I do want to sincerely apologize if I've been misrepresenting your viewpoint. If I have, it was unknowingly. I assumed it was religious, because that's by far the most common objection to it. In all our years of sparring, you still haven't explained why you're opposed to gay marriage, to my knowledge. You always dance around the issue. If you tell me that it isn't based in religion, then I apologize and will immediately stop making that claim. But then what is it? If you're not actually opposed to gay marriage, but rather something like judicial overreach, was the continued harm to gay people worth whatever point it is you wished to prove?
> how I can make amends.
I can't speak to others. For me personally, an apology for supporting the campaign and a statement in support of gay marriage would shut me right up.
(Did you miss the "Update, April 23, 2014" at bottom of [3]?)
I never bullied anyone, so leave that out. Be careful arguing that I'm responsible for others' actions due to systemic problems and biases. That fallacious line of argument cuts in many directions.

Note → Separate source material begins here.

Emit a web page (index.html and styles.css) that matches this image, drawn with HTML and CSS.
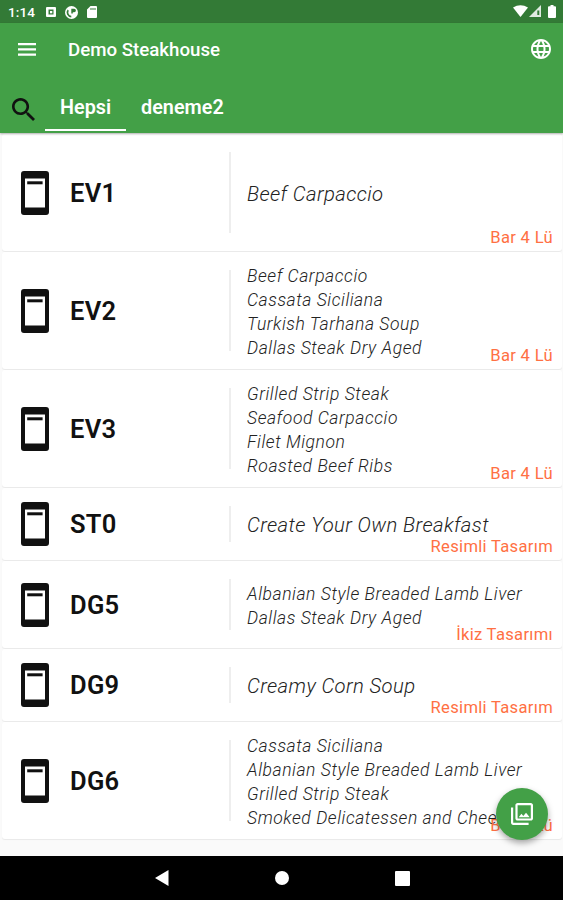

Your whole approach, asserting religion only and as if illegitimate, asserting incredible harm ascribed causally to me personally, then moving on after rebuttal without any amendment to your assertions, shows ill will. I'm not going to "dance around" anything with you, and we are nowhere near a common understanding of all our priors.
The best I hope for is try to find common factual ground, which we are doing, slowly.
However, if you can only keep assuming your conclusions and smearing me by association with groups or people I didn't and don't support, I'm out. If you see no way for civil society to function without all the dissenters --
religious or not, we are many -- toeing your line and apologizing for their heresy, then we are definitely done. We can agree that "Error has no rights" and stop now.
I may not agree with you on everything you stand for (or against) but I feel for your position the more I read comments that speak ill of you.
If nothing else, these people come off as sociopathic and it makes me wonder if they are in opposition to you because they feel something immoral has been committed or simply because they just want to let out their hatred into the world.
Why not both? Jonathan Haidt, http://righteousmind.com/, goes into depth with moral psychology on why it feels good for many to vilify, call out, hate-mob, etc., and why we're seeing more such strife in the US, e.g., on campus. Recommended.
I had a response all typed up, but I wiped it, because I'm being unproductive by trying to argue. I should be trying to understand.
My viewpoint is that the only reason to oppose gay marriage is because you believe that gay relationships are inferior to straight relationships. Can you please explain to me a reason to oppose gay marriage other than that? You listed a few earlier:
> People who didn't like the Foucauldian agenda behind the whole thing, or the judicial overreach, or mayors like Newsom overreaching, supported Prop 8.
I don't know what "Foucauldian agenda" means. Sorry.
"Judicial/Newsom overreach" don't make sense to me in the context of a public referendum. These people voted against something they wanted just to prove a point about something else(?); and then what, they were going to vote in favor of it again sometime in the future? Okay, but that's pretty baffling behavior.
I just have a hard time believing anyone in support of gay rights would choose to vote against gay rights and support anti-gay organizations. Maybe you can explain this more for me.
"These people voted against something they wanted" -- no, people objecting to judicial and mayoral overreach voted to override that overreach. See https://news.ycombinator.com/item?id=12721928 on judicial restraint. I'm baffled you got my point exactly backwards, so pausing here.
I think for quite a few people (including myself) it wasn't primarily about 1) his personal views being disagreeable to us, and/or 2) him 'expressing' these views through a donation, but rather 3) him being CEO of Mozilla.
I'm still not certain whether I agree with what happened entirely, but calling it ridiculous is a bit of a stretch.
Being in the position of CEO gives you many powers and perks, and I think it's perfectly acceptable that it also gives you responsibilities that may include 'not being controversial'. I'd say this is especially the case when you're CEO of a a very large, important, and well-known non-profit.
Basically, it's the whole 'with great power comes great responsibility thing'. People in positions of power can be held to standards that don't necessarily apply to everyone else.
I completely understand if people disagree with this position, but it's far from ridiculous.
(and of course I can't speak for those who do feel that aforementioned reason #1 and #2 are enough).
Kite's business model is just as legal as Eich's free speech money. But people still think it's wrong, and so they try to find ways to discourage others to act similarly.
I'm not completely sure if such punishment works, but I'm pretty sure that if it works for Each, it will work for Kite, and vice versa.
Kite's business model is attack against open source, thus pertinent to tech.
Eich's view on marriage is completely unrelated and attacks on his professional career for this are abhorrent and juvenile and should be condemned rather than encouraged. Even if you disagree with Eich's stance (which for the record I do).